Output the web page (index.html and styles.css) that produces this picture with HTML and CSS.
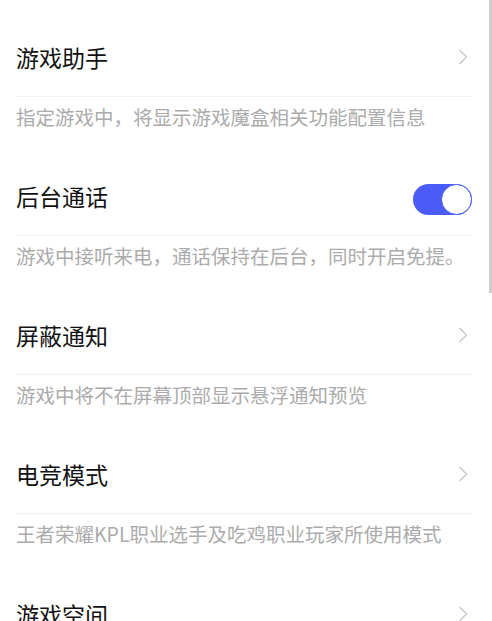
FILE: index.html
```html
<!DOCTYPE html>
<html>
<head>
    <meta charset="utf-8">
    <link rel="stylesheet" href="styles.css">
</head>
<body>
    <div class="scrollbar"></div>
    <div class="list">
        <div class="item">
            <div class="row">
                <span class="title">游戏助手</span>
                <svg class="arrow" width="10" height="16" viewBox="0 0 10 16"><polyline points="1.5,1 8.5,8 1.5,15" fill="none" stroke="#c9c9c9" stroke-width="1.4"/></svg>
            </div>
            <div class="desc">指定游戏中，将显示游戏魔盒相关功能配置信息</div>
        </div>
        <div class="item">
            <div class="row">
                <span class="title">后台通话</span>
                <div class="switch on"><div class="knob"></div></div>
            </div>
            <div class="desc">游戏中接听来电，通话保持在后台，同时开启免提。</div>
        </div>
        <div class="item">
            <div class="row">
                <span class="title">屏蔽通知</span>
                <svg class="arrow" width="10" height="16" viewBox="0 0 10 16"><polyline points="1.5,1 8.5,8 1.5,15" fill="none" stroke="#c9c9c9" stroke-width="1.4"/></svg>
            </div>
            <div class="desc">游戏中将不在屏幕顶部显示悬浮通知预览</div>
        </div>
        <div class="item">
            <div class="row">
                <span class="title">电竞模式</span>
                <svg class="arrow" width="10" height="16" viewBox="0 0 10 16"><polyline points="1.5,1 8.5,8 1.5,15" fill="none" stroke="#c9c9c9" stroke-width="1.4"/></svg>
            </div>
            <div class="desc">王者荣耀KPL职业选手及吃鸡职业玩家所使用模式</div>
        </div>
        <div class="item">
            <div class="row">
                <span class="title">游戏空间</span>
                <svg class="arrow" width="10" height="16" viewBox="0 0 10 16"><polyline points="1.5,1 8.5,8 1.5,15" fill="none" stroke="#c9c9c9" stroke-width="1.4"/></svg>
            </div>
        </div>
    </div>
</body>
</html>
```

FILE: styles.css
```css
html, body {
    margin: 0;
    height: 100%;
    overflow: hidden;
}
body {
    background-color: #fff;
    font-family: "Noto Sans CJK SC", "Noto Sans", sans-serif;
}
.scrollbar {
    position: fixed;
    top: 0;
    right: 0;
    width: 3px;
    height: 293px;
    background-color: #cdcdcd;
}
.list {
    padding: 24px 20px 0 16px;
}
.row {
    height: 73px;
    box-sizing: border-box;
    padding-bottom: 6px;
    display: flex;
    align-items: center;
    justify-content: space-between;
    border-bottom: 1px solid #f1f1f1;
}
.item:last-child .row {
    border-bottom: none;
}
.title {
    font-size: 23px;
    color: #111;
}
.arrow {
    margin-right: 4px;
}
.desc {
    font-size: 19.5px;
    line-height: 40px;
    padding-bottom: 26px;
    color: #ababab;
    white-space: nowrap;
}
.switch {
    width: 59px;
    height: 31px;
    margin-top: 6px;
    border-radius: 16px;
    background-color: #ddd;
    display: flex;
    align-items: center;
    justify-content: flex-start;
    box-sizing: border-box;
}
.switch.on {
    background-color: #4a5cf5;
    justify-content: flex-end;
}
.knob {
    width: 31px;
    height: 31px;
    border-radius: 50%;
    background-color: #fff;
    border: 1.5px solid #4a5cf5;
    box-sizing: border-box;
}
```
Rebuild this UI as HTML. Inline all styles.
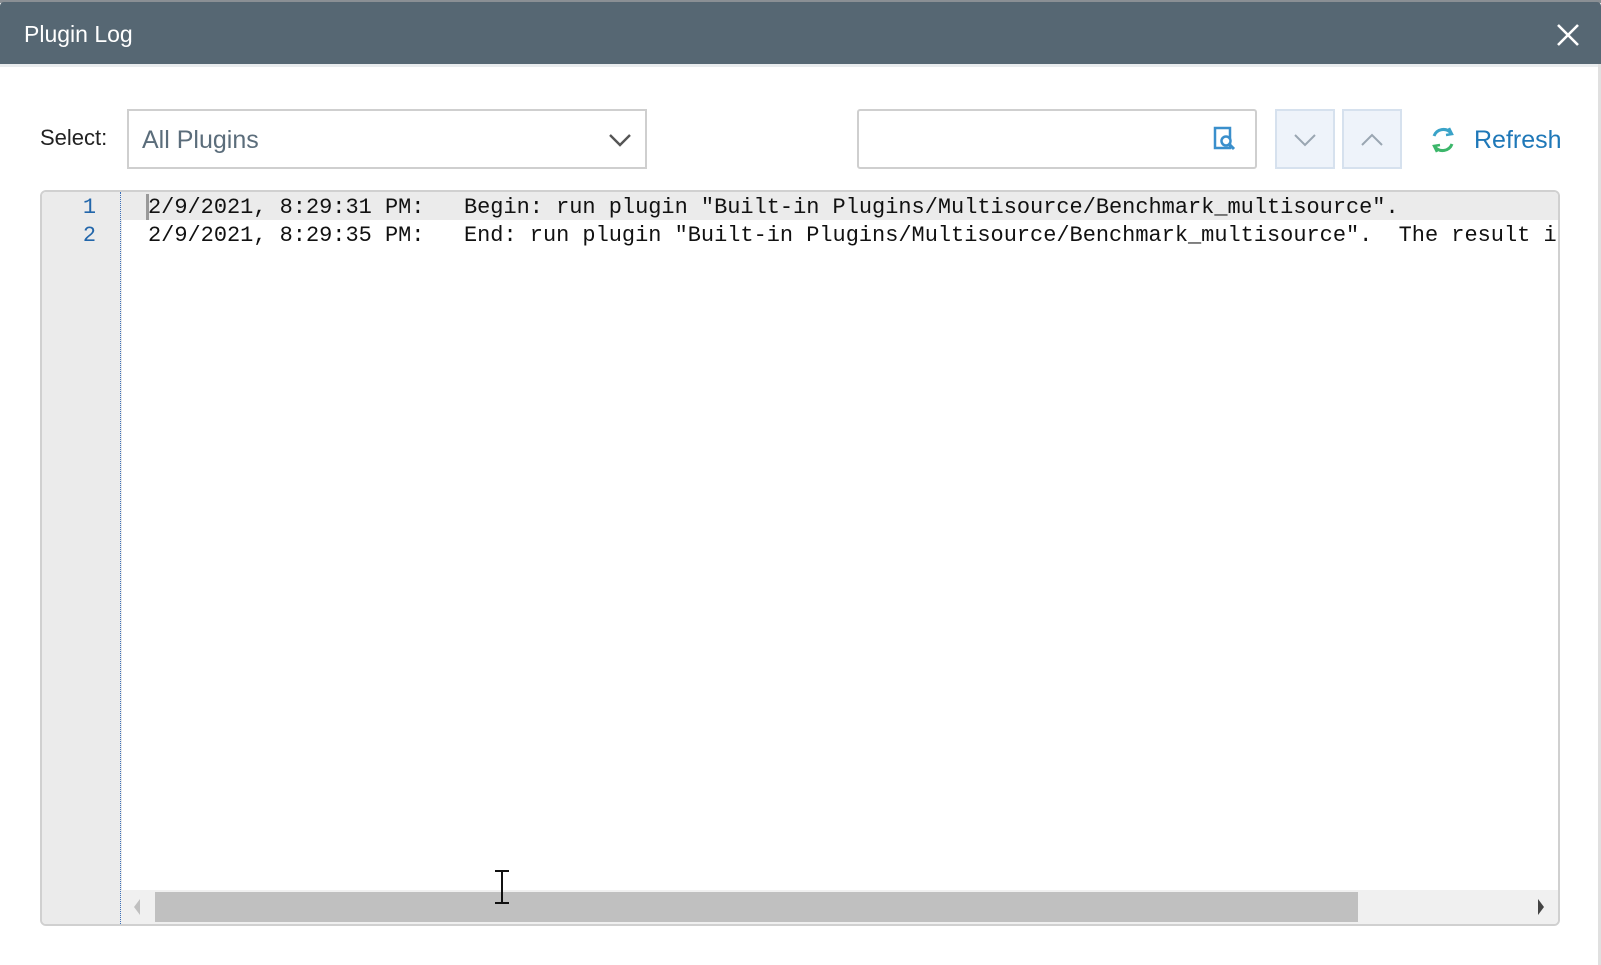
<!DOCTYPE html>
<html><head><meta charset="utf-8"><style>
*{margin:0;padding:0;box-sizing:border-box}
body{width:1601px;height:965px;background:#fff;position:relative;overflow:hidden;font-family:"Liberation Sans",sans-serif}
.abs{position:absolute}
#top{left:0;top:0;width:1601px;height:3px;background:#8a8f94}
#hdr{left:0;top:2px;width:1601px;height:62px;background:#566773;border-top-left-radius:4px;border-top-right-radius:4px}
#hdr span{position:absolute;left:24px;top:19px;color:#fff;font-size:23px}
#hdrb{left:0;top:64px;width:1601px;height:3px;background:#e9ecee}
.dd{border:2px solid #cfcfcf;background:#fff}
.btn{background:#eef3fa;border:2px solid #d6e1ee}
.mono{font-family:"Liberation Mono",monospace;font-size:21.95px;white-space:pre;color:#111}
</style></head><body>
<div class="abs" id="top"></div>
<div class="abs" id="hdr"><span>Plugin Log</span>
<svg class="abs" style="left:1556px;top:21px" width="24" height="24" viewBox="0 0 24 24"><path d="M2 2L22 22M22 2L2 22" stroke="#fff" stroke-width="2.6"/></svg></div>
<div class="abs" id="hdrb"></div>
<div class="abs" style="left:1598px;top:64px;width:3px;height:901px;background:#e0e0e0"></div>

<div class="abs" style="left:40px;top:125px;font-size:22px;color:#222">Select:</div>
<div class="abs dd" style="left:127px;top:109px;width:520px;height:60px"></div>
<div class="abs" style="left:142px;top:126px;font-size:25px;color:#5b6d7b">All Plugins</div>
<svg class="abs" style="left:608px;top:132px" width="24" height="16" viewBox="0 0 24 16"><path d="M2 3L12 13L22 3" stroke="#555" stroke-width="2.4" fill="none"/></svg>

<div class="abs dd" style="left:857px;top:109px;width:400px;height:60px;border-radius:3px"></div>
<svg class="abs" style="left:1212px;top:126px" width="28" height="26" viewBox="0 0 28 26"><rect x="3" y="2" width="15" height="20" fill="none" stroke="#3a8fcc" stroke-width="2.5"/><circle cx="14" cy="15" r="4.5" fill="#fff" stroke="#3a8fcc" stroke-width="2.5"/><path d="M17 18L22 23" stroke="#3a8fcc" stroke-width="3"/></svg>

<div class="abs btn" style="left:1275px;top:109px;width:60px;height:60px"></div>
<svg class="abs" style="left:1293px;top:133px" width="24" height="14" viewBox="0 0 24 14"><path d="M2 2L12 12L22 2" stroke="#9aa6b2" stroke-width="2" fill="none"/></svg>
<div class="abs btn" style="left:1342px;top:109px;width:60px;height:60px"></div>
<svg class="abs" style="left:1360px;top:133px" width="24" height="14" viewBox="0 0 24 14"><path d="M2 12L12 2L22 12" stroke="#9aa6b2" stroke-width="2" fill="none"/></svg>

<svg class="abs" style="left:1429px;top:126px" width="28" height="28" viewBox="0 0 28 28"><path d="M5 10A10 10 0 0 1 22 7" stroke="#3aa3c8" stroke-width="3" fill="none"/><path d="M20 2L23 8L17 9" stroke="#3aa3c8" stroke-width="2.5" fill="none"/><path d="M23 18A10 10 0 0 1 6 21" stroke="#3cb66a" stroke-width="3" fill="none"/><path d="M8 26L5 20L11 19" stroke="#3cb66a" stroke-width="2.5" fill="none"/></svg>
<div class="abs" style="left:1474px;top:126px;font-size:25px;color:#1f78b8">Refresh</div>

<div class="abs" style="left:40px;top:190px;width:1520px;height:736px;border:2px solid #d0d0d0;border-radius:6px;overflow:hidden;background:#fff">
 <div class="abs" style="left:0;top:0;width:80px;height:736px;background:#ebebeb"></div>
 <div class="abs" style="left:78px;top:0;height:736px;border-left:1px dotted #3c6fb8"></div>
 <div class="abs" style="left:80px;top:0;width:1440px;height:28px;background:#ebebeb"></div>
 <div class="abs" style="left:104px;top:2px;width:3px;height:26px;background:#999"></div>
 <div class="abs mono" style="left:0;top:2px;width:54px;text-align:right;color:#2266aa;line-height:28px">1<br>2</div>
 <div class="abs mono" style="left:106px;top:2px;line-height:28px">2/9/2021, 8:29:31 PM:   Begin: run plugin "Built-in Plugins/Multisource/Benchmark_multisource".
2/9/2021, 8:29:35 PM:   End: run plugin "Built-in Plugins/Multisource/Benchmark_multisource".  The result is</div>
 <div class="abs" style="left:79px;top:698px;width:1440px;height:40px;background:#f0f0f0"></div>
 <div class="abs" style="left:113px;top:700px;width:1203px;height:30px;background:#c0c0c0"></div>
 <svg class="abs" style="left:90px;top:706px" width="10" height="18"><path d="M8 1L2 9L8 17Z" fill="#c0c0c0"/></svg>
 <svg class="abs" style="left:1494px;top:706px" width="10" height="18"><path d="M2 1L8 9L2 17Z" fill="#444"/></svg>
</div>
<svg class="abs" style="left:492px;top:869px" width="20" height="36"><path d="M3 2H17M3 34H17M10 2V34" stroke="#111" stroke-width="2"/></svg>
</body></html>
....................
Problem statement
Track down the lines that include the word "styles" and copy them.

Solved exercise
Output the web page (index.html and styles.css) that produces this picture with HTML and CSS.
    <link rel="stylesheet" href="styles.css">
FILE: styles.css
Rebuild this UI as HTML. Inline all styles.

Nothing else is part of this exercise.